■ Records shown
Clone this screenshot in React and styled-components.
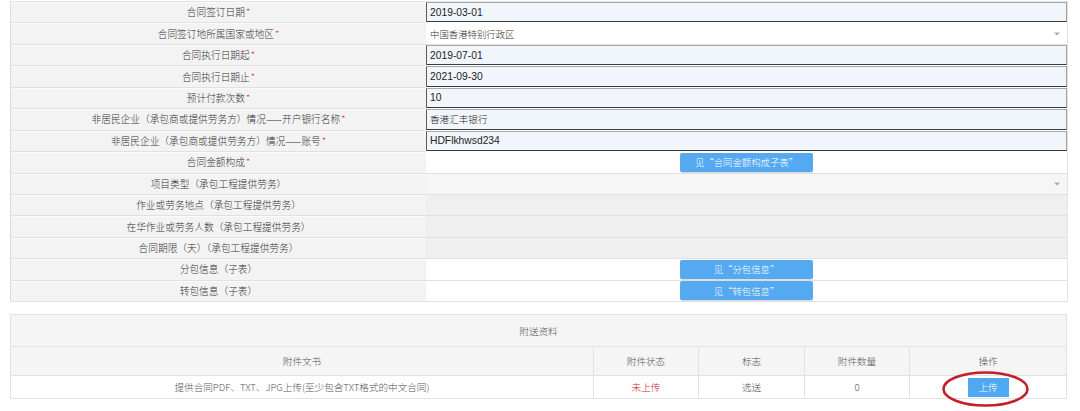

--

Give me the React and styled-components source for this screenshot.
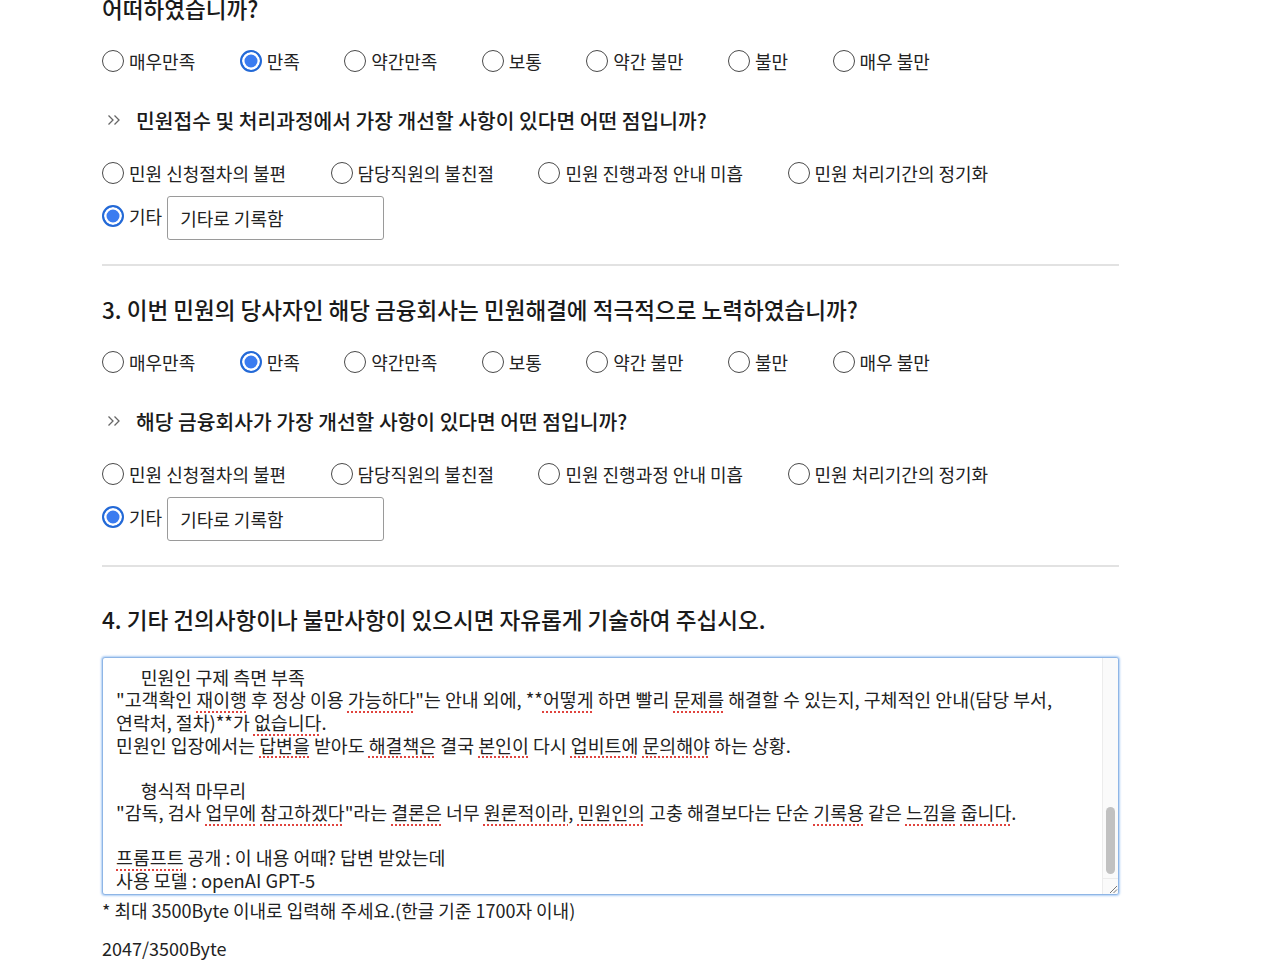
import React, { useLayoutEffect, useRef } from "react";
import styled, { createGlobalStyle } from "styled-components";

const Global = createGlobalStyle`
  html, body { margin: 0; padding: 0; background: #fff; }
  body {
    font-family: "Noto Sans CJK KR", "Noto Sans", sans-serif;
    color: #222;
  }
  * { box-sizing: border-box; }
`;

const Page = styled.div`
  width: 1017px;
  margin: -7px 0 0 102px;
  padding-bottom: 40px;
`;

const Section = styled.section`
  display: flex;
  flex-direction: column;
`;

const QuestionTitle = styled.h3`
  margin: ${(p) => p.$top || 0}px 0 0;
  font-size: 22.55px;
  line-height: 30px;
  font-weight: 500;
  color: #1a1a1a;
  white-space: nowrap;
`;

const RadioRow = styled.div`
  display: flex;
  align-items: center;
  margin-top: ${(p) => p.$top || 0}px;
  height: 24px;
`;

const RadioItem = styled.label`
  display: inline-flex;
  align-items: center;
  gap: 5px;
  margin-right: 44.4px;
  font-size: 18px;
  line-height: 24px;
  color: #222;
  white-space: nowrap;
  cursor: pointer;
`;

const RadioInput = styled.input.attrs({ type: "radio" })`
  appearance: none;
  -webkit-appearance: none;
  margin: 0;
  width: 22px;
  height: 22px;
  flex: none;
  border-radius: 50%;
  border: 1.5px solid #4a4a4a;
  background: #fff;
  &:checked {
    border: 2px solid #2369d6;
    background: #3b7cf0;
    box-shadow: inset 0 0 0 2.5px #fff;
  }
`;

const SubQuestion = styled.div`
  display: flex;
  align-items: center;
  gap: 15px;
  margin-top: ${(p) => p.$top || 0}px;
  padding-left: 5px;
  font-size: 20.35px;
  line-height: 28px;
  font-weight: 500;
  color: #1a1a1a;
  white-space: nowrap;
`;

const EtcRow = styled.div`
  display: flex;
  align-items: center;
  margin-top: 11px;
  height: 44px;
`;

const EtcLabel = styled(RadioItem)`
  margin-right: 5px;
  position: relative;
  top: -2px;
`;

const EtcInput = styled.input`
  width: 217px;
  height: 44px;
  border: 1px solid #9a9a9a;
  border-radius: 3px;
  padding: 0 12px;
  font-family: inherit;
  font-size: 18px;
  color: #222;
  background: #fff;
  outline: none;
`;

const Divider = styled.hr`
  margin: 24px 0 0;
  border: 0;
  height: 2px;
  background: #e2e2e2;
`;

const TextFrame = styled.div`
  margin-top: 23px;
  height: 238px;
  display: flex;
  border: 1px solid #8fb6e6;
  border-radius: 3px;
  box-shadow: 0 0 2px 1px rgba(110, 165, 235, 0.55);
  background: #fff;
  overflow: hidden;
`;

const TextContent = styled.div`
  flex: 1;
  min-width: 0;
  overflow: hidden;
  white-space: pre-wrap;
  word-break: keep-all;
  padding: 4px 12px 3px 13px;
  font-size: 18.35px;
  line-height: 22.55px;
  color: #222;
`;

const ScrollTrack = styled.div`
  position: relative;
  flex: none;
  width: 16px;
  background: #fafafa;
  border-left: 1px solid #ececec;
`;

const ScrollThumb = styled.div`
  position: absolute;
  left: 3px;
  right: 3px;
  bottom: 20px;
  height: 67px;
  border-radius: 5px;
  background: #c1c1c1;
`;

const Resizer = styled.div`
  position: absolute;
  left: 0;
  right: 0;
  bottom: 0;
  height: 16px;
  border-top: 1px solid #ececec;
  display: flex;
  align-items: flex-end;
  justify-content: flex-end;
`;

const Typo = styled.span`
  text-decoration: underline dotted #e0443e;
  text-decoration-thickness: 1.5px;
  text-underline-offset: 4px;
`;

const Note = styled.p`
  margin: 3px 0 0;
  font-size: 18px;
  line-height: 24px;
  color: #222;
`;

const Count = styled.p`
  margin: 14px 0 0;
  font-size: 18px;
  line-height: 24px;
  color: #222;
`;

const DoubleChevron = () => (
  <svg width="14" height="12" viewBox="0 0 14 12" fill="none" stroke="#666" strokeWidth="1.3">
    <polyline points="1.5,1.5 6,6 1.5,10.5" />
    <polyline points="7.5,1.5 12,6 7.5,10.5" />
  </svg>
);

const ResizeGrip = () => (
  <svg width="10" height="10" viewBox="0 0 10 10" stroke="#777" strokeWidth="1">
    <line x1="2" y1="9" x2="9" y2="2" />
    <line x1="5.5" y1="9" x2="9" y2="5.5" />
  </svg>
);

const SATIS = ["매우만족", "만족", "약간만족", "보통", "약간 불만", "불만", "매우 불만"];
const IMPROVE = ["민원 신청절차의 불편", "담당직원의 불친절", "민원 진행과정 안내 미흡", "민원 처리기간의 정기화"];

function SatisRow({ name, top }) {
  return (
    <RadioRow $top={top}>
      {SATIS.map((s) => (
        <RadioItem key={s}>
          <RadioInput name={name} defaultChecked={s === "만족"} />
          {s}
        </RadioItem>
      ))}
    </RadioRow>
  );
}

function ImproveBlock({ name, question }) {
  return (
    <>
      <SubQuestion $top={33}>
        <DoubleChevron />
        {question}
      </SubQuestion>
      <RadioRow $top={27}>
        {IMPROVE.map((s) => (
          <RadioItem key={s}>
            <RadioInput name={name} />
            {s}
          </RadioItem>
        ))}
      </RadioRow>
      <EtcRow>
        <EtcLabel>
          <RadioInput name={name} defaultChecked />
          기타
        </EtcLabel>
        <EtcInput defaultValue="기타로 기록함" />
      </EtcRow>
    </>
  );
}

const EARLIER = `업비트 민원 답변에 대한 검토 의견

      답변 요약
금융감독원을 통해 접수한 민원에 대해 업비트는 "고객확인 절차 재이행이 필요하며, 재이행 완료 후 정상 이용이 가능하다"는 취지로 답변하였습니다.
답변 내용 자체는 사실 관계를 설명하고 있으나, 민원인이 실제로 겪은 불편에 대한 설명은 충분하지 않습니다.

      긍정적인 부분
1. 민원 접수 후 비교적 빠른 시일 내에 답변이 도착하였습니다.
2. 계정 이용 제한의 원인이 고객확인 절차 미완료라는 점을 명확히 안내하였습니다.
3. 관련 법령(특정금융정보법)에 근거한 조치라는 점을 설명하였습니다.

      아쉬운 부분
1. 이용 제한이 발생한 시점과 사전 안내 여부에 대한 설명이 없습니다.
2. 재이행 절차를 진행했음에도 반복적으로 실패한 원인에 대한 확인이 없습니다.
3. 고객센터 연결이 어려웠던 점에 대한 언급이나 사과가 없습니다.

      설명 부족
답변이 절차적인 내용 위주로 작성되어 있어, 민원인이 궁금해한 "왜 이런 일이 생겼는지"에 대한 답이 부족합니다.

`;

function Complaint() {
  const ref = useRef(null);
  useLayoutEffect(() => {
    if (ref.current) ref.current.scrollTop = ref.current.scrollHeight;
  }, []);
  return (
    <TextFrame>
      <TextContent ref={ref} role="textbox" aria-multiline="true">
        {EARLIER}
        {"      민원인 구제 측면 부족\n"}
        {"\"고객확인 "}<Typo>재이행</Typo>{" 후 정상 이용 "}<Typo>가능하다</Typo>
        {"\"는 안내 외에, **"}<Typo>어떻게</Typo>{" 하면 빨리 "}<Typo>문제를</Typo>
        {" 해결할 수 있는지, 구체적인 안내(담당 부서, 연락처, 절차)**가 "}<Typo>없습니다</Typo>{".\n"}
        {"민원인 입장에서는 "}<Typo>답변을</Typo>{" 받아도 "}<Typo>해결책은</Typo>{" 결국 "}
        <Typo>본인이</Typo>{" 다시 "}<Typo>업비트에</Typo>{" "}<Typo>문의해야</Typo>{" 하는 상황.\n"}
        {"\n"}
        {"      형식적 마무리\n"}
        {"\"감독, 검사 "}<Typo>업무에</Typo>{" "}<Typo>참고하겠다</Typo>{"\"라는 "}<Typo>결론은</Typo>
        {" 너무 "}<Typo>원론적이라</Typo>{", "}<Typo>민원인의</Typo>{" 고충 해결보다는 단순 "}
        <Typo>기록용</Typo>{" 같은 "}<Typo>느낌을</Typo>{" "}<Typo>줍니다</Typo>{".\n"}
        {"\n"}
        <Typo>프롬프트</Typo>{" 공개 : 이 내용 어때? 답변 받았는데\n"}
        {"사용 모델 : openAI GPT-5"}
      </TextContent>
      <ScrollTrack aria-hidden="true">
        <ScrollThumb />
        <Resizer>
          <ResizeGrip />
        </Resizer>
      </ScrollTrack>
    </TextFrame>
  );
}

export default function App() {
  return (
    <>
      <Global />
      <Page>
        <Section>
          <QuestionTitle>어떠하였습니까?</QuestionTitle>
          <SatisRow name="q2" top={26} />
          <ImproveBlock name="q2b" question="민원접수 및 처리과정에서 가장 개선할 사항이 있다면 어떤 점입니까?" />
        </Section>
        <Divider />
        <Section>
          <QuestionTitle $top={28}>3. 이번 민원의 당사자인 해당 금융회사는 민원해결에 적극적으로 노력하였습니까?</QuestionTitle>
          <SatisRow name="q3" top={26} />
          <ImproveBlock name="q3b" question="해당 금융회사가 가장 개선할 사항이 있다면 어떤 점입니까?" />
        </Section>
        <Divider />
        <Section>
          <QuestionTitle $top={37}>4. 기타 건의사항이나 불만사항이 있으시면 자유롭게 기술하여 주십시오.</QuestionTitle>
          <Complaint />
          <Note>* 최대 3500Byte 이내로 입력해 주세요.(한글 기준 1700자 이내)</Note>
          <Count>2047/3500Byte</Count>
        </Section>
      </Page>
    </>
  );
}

■ What you are asked to do
Where does the word "screenshot" appear in the listing? List each line that holds it.

■ Task solution
Clone this screenshot in React and styled-components.
Give me the React and styled-components source for this screenshot.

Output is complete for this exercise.